Traditional multi-layered lehengas and futuristic designs brought a vibrant colour palette on the ramp on Day 3 of Delhi Couture Week. Traditional motifs and embroidery Anju Modi’s collection, Devi, included an array of flowing Indian silhouettes with intricate embroidery.fashion and trends Updated: Aug 12, 2012 00:49 IST
Traditional multi-layered lehengas and futuristic designs brought a vibrant colour palette on the ramp on Day 3 of Delhi Couture Week
Designer: Anju Modi
Known for: Traditional motifs and embroidery Anju Modi’s collection, Devi, included an array of flowing Indian silhouettes with intricate embroidery, often leaving the lower part of her garments somewhat voluminous and free of detailing. Controlled use of colour palette — from muted to wine — was appealing to the eye. The main fabrics used were muslin and cotton on multi-layered lehengas, jackets and half-saris. Actor Madhuri Dixit, who was the showstopper for Modi, wore a beautiful lehenga-choli and also recited a Rabindranath Tagore poem.
Designer: Manish Arora
Known for: Quirky designs Manish Arora’s presentation always shocks the audience with their larger-than-life appeal. Through vibrant colours, exaggerated detailing and varied silhouettes with conceptual creations, Arora managed to create the powerful impact on the ramp that he is known for. The designer included pieces from collections he had showcased at Paris Fashion Weeks, from 2008, till the last season. These include key pieces from his India Pop, Circus, Baroque and Graffiti Art collections.
Couture Make up
Beauty expert Ambika Pillai was spotted before Manish’s show mingling with her designer friends.
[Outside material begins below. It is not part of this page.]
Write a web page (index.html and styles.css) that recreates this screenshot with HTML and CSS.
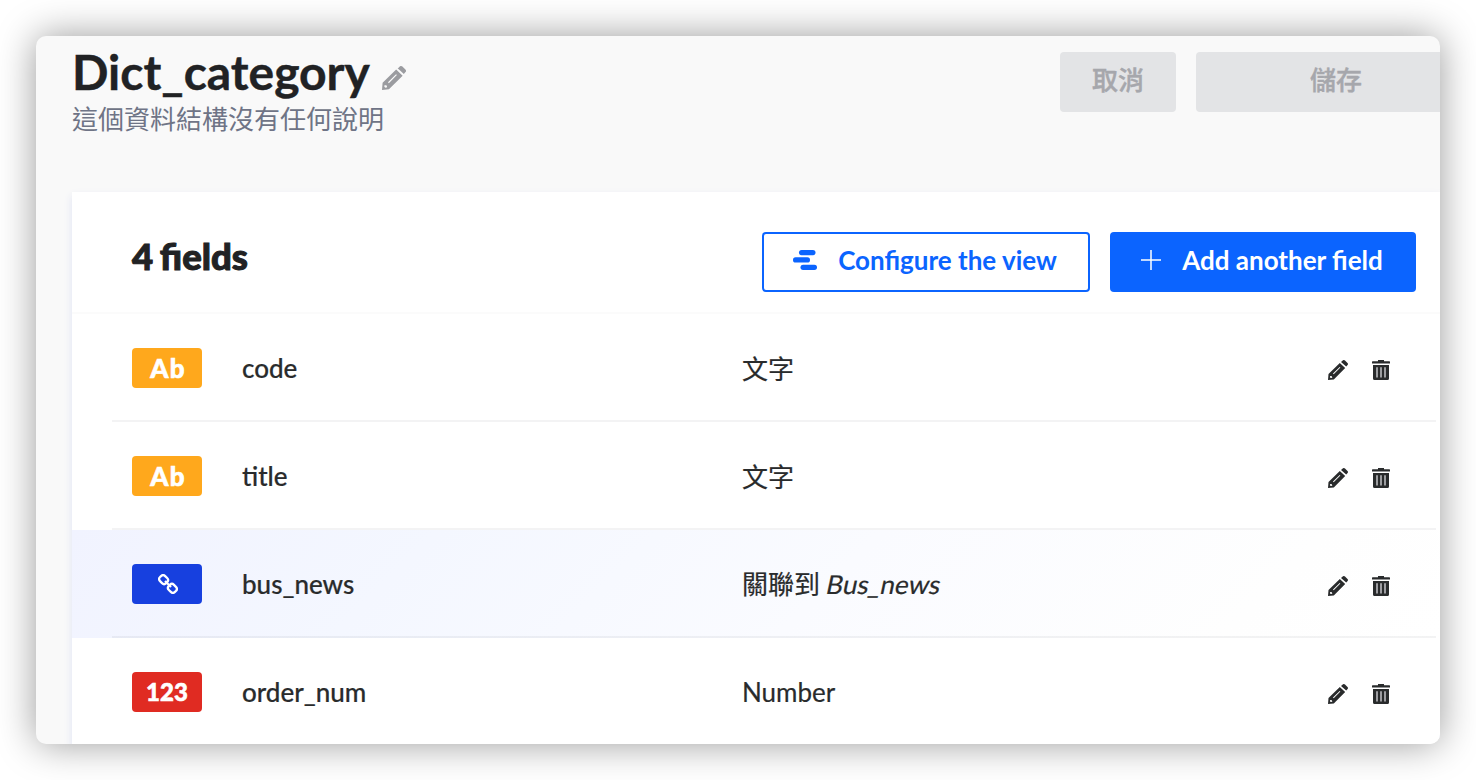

With Couture Week being high on grandeur, we asked her what kind of eye makeup (except the done-to-death smokey eyes) would compliment the excitement and opulent vibe on the ramp. “I think designers should go for shiny eye-lids. Glossy nude eye-shadow can add a dash of drama to the eyes, complimenting the couture outfits,” she said.
Manish’s ramp party
Neon lighting, shrieking whistles and loud cheers made up Arora’s show, who showcased in the Capital after a gap of three years. “Distributing whistles was not my idea, but that of the creative team. But, whistles are a tradition — they were used in my first show.” Arora candidly confessed to showing a prêt collection, at a couture week. When someone asked him if the fur used in his garments was real, Arora said, “Yes,” and his response managed to raise quite a few eyebrows.
Question of the day
Are women now open to experimenting with bridal wear?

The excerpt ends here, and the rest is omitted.